Until recently, I'd say, there was very little consideration paid to the real value of either fast food or fast fashion. Deleterious effects on one's health. Or environmental and socio-economic hazards.

If you want to characterize our present era in advertising and marketing, I think we could say that vast industry forces are compelling us to produce "fast advertising. Fast communications."

More and more often an agency's "edge" is their "speed-to-market" and their ability to produce cheaply.

Fast advertising.

What fast advertising winds up being, of course, is marketing fast food. It's advertising with no nutritional value. With empty intellectual or emotional calories. It is glib--it looks nice but has no substance. And it is undifferentiated.
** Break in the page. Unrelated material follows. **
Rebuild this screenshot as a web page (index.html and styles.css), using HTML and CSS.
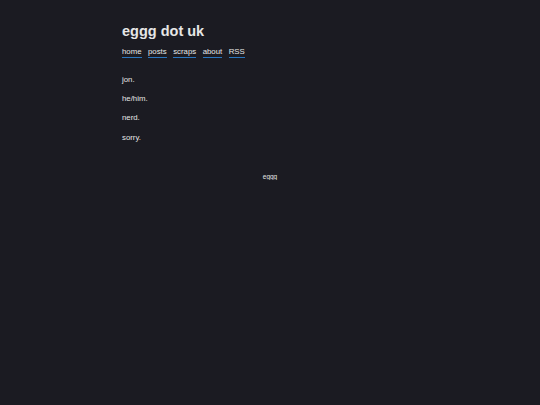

I am always set back on my heels when I get to the "insights" portion of a brief or a discussion. Most often those insights are proffered by someone who's never used the product or who is 20 years distant from the target audience. Most often insights are simply verities. Things like "people prefer hot coffee (often with milk and a sweetener) in the morning. In warmer months, they sometimes drink iced coffee."

Just as fast fashion and fast food are the enemies of the intrinsic value of those goods, fast advertising is the enemy of effective communication.

It may look gleaming and delicious.

It may look "designer."

But looks alone are the barest and most shallow of facades.

Advertising if it's to be effective, must be real and true and extraordinary.

To get at the real, true and extraordinary takes thinking and time.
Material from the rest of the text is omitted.